映画は監督の作品であるし、お客さんに楽しんでもらえるのが一番ですけど、自分がその中でどう表現したいのか、と考えるのが楽しいんです。何より人が驚くものってなんだろうなと考えたときに、最新の技術とこれまで見たことがないビジュアルだなと思いました。だから10代の頃から続けてきていまだに仕事に飽きていないですし……、常に手は動いているんだと思います。
──これまでお話を伺ってきて、ホラーやSFのほかにも特殊メイクが求められることは私たちの想像以上に多いと感じました。
自分がお声がけいただいた作品に関しては、いつも相手が見たこともないものを作りたいなと思っています。原作があるものは原作のイメージを大切にしながら、新鮮に驚かせたい。

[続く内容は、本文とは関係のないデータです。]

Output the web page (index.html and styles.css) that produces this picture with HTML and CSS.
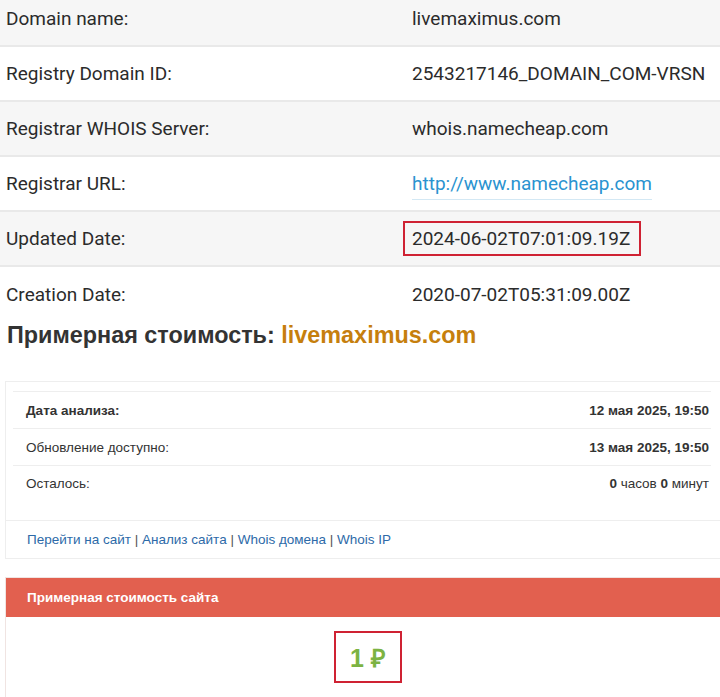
FILE: index.html
```html
<!DOCTYPE html>
<html lang="ru">
<head>
    <meta charset="UTF-8">
    <meta name="viewport" content="width=device-width, initial-scale=1.0">
    <title>Whois livemaximus.com</title>
    <link rel="stylesheet" href="styles.css">
</head>
<body>
    <div class="whois">
        <div class="whois-row">
            <span class="whois-label">Domain name:</span>
            <span class="whois-value">livemaximus.com</span>
        </div>
        <div class="whois-row">
            <span class="whois-label">Registry Domain ID:</span>
            <span class="whois-value">2543217146_DOMAIN_COM-VRSN</span>
        </div>
        <div class="whois-row">
            <span class="whois-label">Registrar WHOIS Server:</span>
            <span class="whois-value">whois.namecheap.com</span>
        </div>
        <div class="whois-row">
            <span class="whois-label">Registrar URL:</span>
            <span class="whois-value"><a class="whois-link" href="#">http://www.namecheap.com</a></span>
        </div>
        <div class="whois-row">
            <span class="whois-label">Updated Date:</span>
            <span class="whois-value"><span class="marked">2024-06-02T07:01:09.19Z</span></span>
        </div>
        <div class="whois-row">
            <span class="whois-label">Creation Date:</span>
            <span class="whois-value">2020-07-02T05:31:09.00Z</span>
        </div>
    </div>

    <h2 class="price-title">Примерная стоимость: <span class="domain">livemaximus.com</span></h2>

    <div class="info-box">
        <table class="info-table">
            <tr>
                <td><b>Дата анализа:</b></td>
                <td class="right"><b>12 мая 2025, 19:50</b></td>
            </tr>
            <tr>
                <td>Обновление доступно:</td>
                <td class="right"><b>13 мая 2025, 19:50</b></td>
            </tr>
            <tr class="last">
                <td>Осталось:</td>
                <td class="right"><b>0</b> часов <b>0</b> минут</td>
            </tr>
        </table>
        <div class="info-links">
            <a href="#">Перейти на сайт</a> | <a href="#">Анализ сайта</a> | <a href="#">Whois домена</a> | <a href="#">Whois IP</a>
        </div>
    </div>

    <div class="cost-panel">
        <div class="cost-head">Примерная стоимость сайта</div>
        <div class="cost-body">
            <span class="cost-value">1 ₽</span>
        </div>
    </div>
</body>
</html>
```

FILE: styles.css
```css
* {
    margin: 0;
    padding: 0;
    box-sizing: border-box;
}

body {
    background-color: #fff;
    color: #333;
    font-family: "Liberation Sans", Arial, sans-serif;
    overflow: hidden;
}

/* whois table */
.whois {
    margin-top: -8px;
    font-family: Roboto, "Liberation Sans", sans-serif;
    font-size: 19px;
    color: #2b2b2b;
}

.whois-row {
    display: flex;
    align-items: center;
    height: 55px;
    padding-left: 6px;
    border-bottom: 2px solid #e9e9e9;
}

.whois-row:nth-child(odd) {
    background-color: #f6f6f6;
}

.whois-row:last-child {
    border-bottom: none;
    background-color: #fff;
}

.whois-label {
    width: 406px;
}

.whois-link {
    color: #2a93d0;
    text-decoration: none;
    padding-bottom: 4px;
    border-bottom: 1px solid #d3e8f4;
}

.marked {
    display: inline-block;
    padding: 4px 9px 4px 7px;
    margin-left: -9px;
    border: 2px solid #cf2233;
}

/* estimated price heading */
.price-title {
    font-size: 23.4px;
    line-height: 26px;
    padding-left: 7px;
    color: #333;
}

.price-title .domain {
    color: #c67f0d;
}

/* analysis box */
.info-box {
    margin: 33px 0 0 5px;
    border: 1px solid #eee;
    border-right: none;
    padding-top: 9px;
}

.info-table {
    width: calc(100% - 16px);
    margin-left: 7px;
    border-collapse: collapse;
    font-size: 13.5px;
}

.info-table td {
    height: 37px;
    padding: 0 13px;
    border-top: 1px solid #eee;
}

.info-table .last td {
    height: 54px;
    vertical-align: top;
    padding-top: 10px;
}

.info-table .right {
    text-align: right;
    padding-right: 2px;
}

.info-links {
    border-top: 1px solid #eee;
    height: 38px;
    padding: 11px 21px 0;
    font-size: 13.5px;
    color: #555;
}

.info-links a {
    color: #2d6aa8;
    text-decoration: none;
}

/* cost panel */
.cost-panel {
    margin: 18px 0 0 5px;
    border: 1px solid #f0e4e2;
    border-right: none;
}

.cost-head {
    height: 39px;
    padding: 12px 21px 0;
    background-color: #e2604f;
    color: #fff;
    font-weight: bold;
    font-size: 13.5px;
}

.cost-body {
    display: flex;
    justify-content: center;
    padding: 14px 0 40px 10px;
}

.cost-value {
    display: inline-block;
    padding: 7px 14px 7px;
    border: 2px solid #cf2233;
    color: #7cb342;
    font-weight: bold;
    font-size: 25px;
}
```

「これは作り物だ」とわかったうえで、それでもびっくりできる物を作っていきたいですね。
──最後に、特殊メイクアップアーティストを志す人たちに一言アドバイスをいただけますでしょうか?
この仕事に必要なことなのですが、デッサンと創造性を磨く、でしょうか。2つはまったく別物で、かつどちらかに偏ってもいけないと思っています。
百武朋(ヒャクタケトモ)
特殊メイク、特殊造形アーティスト。これまで参加した主な作品は「CASSHERN」「妖怪大戦争」「20世紀少年」シリーズ、「スマグラー おまえの未来を運べ」「テルマエ・ロマエ」シリーズ、「ライチ☆光クラブ」「ミュージアム」「シン・ゴジラ」「こどもつかい」「あゝ、荒野」「東京喰種 トーキョーグール」シリーズ、「22年目の告白 -私が殺人犯です-」「AI崩壊」、「映画刀剣乱舞」「恐怖の村」シリーズ、「ホムンクルス」「鳩の撃退法」「ヤクザと家族 The Family」、ドラマ「アバランチ」「鵜頭川村事件」「KAPPEI カッペイ」「映画『おそ松さん』」「JAM -the drama-」など。今後の公開作では「シン・ウルトラマン」「シン・仮面ライダー」などに参加している。